How are poetic imagination and material reality related? And what makes this question important in more than a philosophical sense for us? In this talk I explore how one early modern polymath writing in Pashto verse, Khushhal Khan Khattak, explored the question of imagination and the extra-mental world over the course of his career. I propose some tentative factors in Khushhal’s extraordinary attention to the material, concrete, and particular, which make him stand out even while he maintained notions equating reality with universals. Foremost was his position as a very materially-engaged activist, negotiating between several conflicting civilizational projects of Aurangzeb’s increasingly micro-managerial Mughal state on one side, and the full material and sociopolitical texture of everyday Afghan life on the other.

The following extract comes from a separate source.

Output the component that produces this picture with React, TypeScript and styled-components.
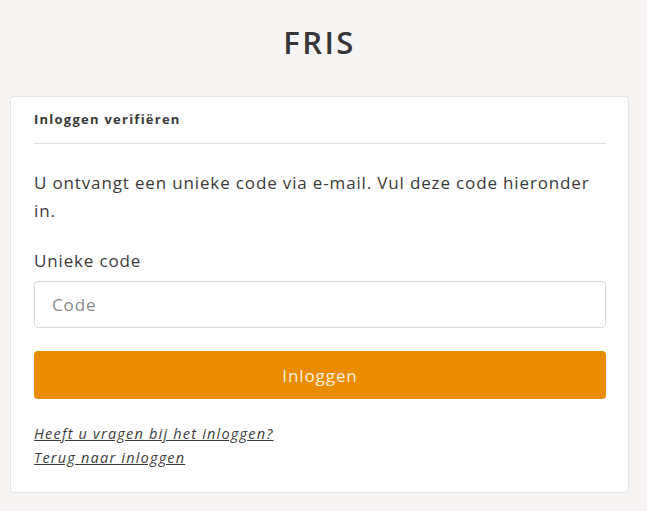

However, what prompts me to ask this question is my engagement with contemporary Pashto poets who operate in similar epistemic spaces. The relevance of asking about theoretical correspondences between poetic imagination and material reality has become particularly stark since 2001, with Karl Rove’s invocation of a post-truth world; the War on Terror’s messianic neoliberalism as a conscious aim of counterinsurgency; and the ontological breakdown experienced by populations contending with apocalyptic material devastation on the sharp edges of globalized violence. Pashto poets of the present era attend to all these questions, of course. Their context is more intimately knowable to us even while their intellectual tools would be more recognizable to Khushhal than to most academic critical theorists.

So, while Khushhal Khan’s politics of imagination and materiality is my main focus in this talk, I underscore several things by maintaining this as its immediate bookend, and as the larger project in which it is situated. The intellectual resources that present-day Afghans have available speak to a long experience of certain kinds of violence, over the course of which questions of linkages between material, epistemic and ontological violence have routinely arisen. The ways Afghan philosophy-poetry has dealt with these allow us to ask new questions about our present in sophisticated ways, while pointing out the longevity of subaltern traditions helps reorient what intellectual history is and where theory is located. Second, this is important in terms of approaches to early modern history. In maintaining the present as a point of reference, I argue that we transform what we do in studying the early modern. We are prompted to engage Khushhal on the level of existential questions rather than from a historicized distance, transforming him into an interlocutor much more than an object of study. This can only improve our understanding of early modern worlds, rather than compromising it.

James Caron is Lecturer in Islamicate South Asia at SOAS University of London. He teaches History, Religions and World Philosophies, and his interests include empire and borderland history and theory; the politics of knowledge; eco- and onto-poetics; and the metaphysics and phenomenology of violence. Whatever he is working on, it usually involves history and poetry, in Pashto, Urdu, Persian, and Punjabi.